In all his work, Brian is fundamentally a collagist, and in many of his recordings, you can hear these influences mulched together, drifting from one genre to another. In his twenties, Brian worked with Michael Poole, aka The Professor, on the WFMU found audio show, The Audio Kitchen, and would spend hours scouring thrift shops for old cassettes for program fodder. Brian loves the synthesis amateur and high-art, when the unexpected jams together, and in his scribbles he does this in unedited real time.
Since the recordings presented here, Brian has spent the last year developing his vocalizations into a new territory: acting. In the upcoming Stephen Soderbergh produced film by Koyaanisqatsi director Godfrey Reggio titled Once Within a Time, Brian transforms himself into a full-character manifestation of the sonic world he’s been building for a lifetime. Brian’s visual art is represented by the Canada gallery in New York, and oversees special projects and exhibitions with the Rhoda Kellogg’s archival collection of children’s art.

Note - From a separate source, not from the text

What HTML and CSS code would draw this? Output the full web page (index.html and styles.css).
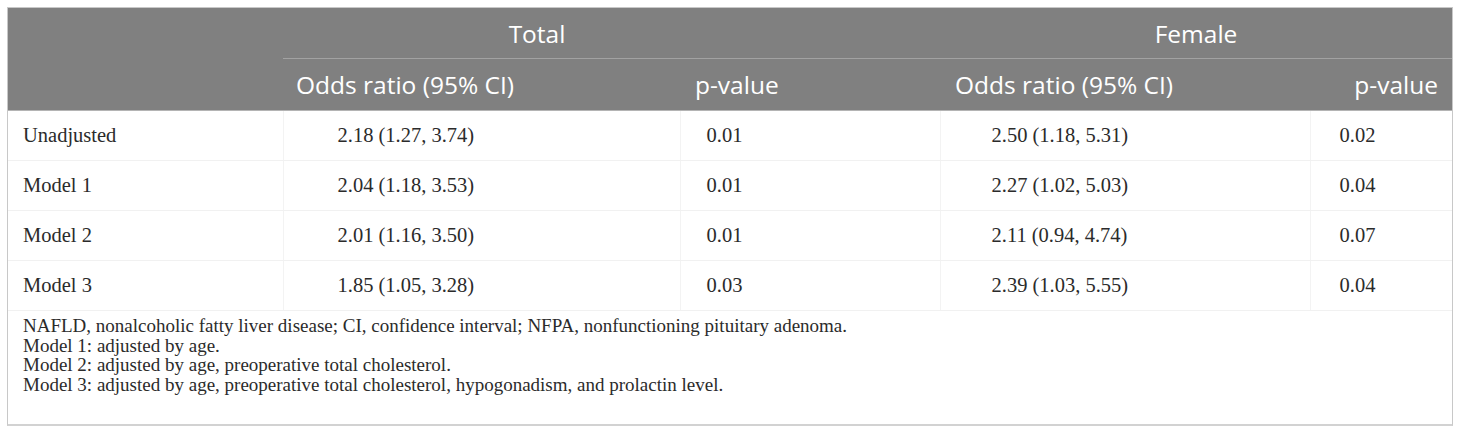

Sound Scribbles was compiled for Commend’s SEE series, and by Ross Simonini, an artist, writer, and musician who, for the last decade, has collaborated with Brian on performances, music, texts and visual art. Sound Scribbles arrives April 14th from RVNG Intl. and is presented in two limited versions: a cassette and digital offering containing all four extended works, and an artist edition LP, both featuring archival artwork from the Golden Gate Kindergarten Association, essays from Brian and Simonini, and design by Will Work For Good.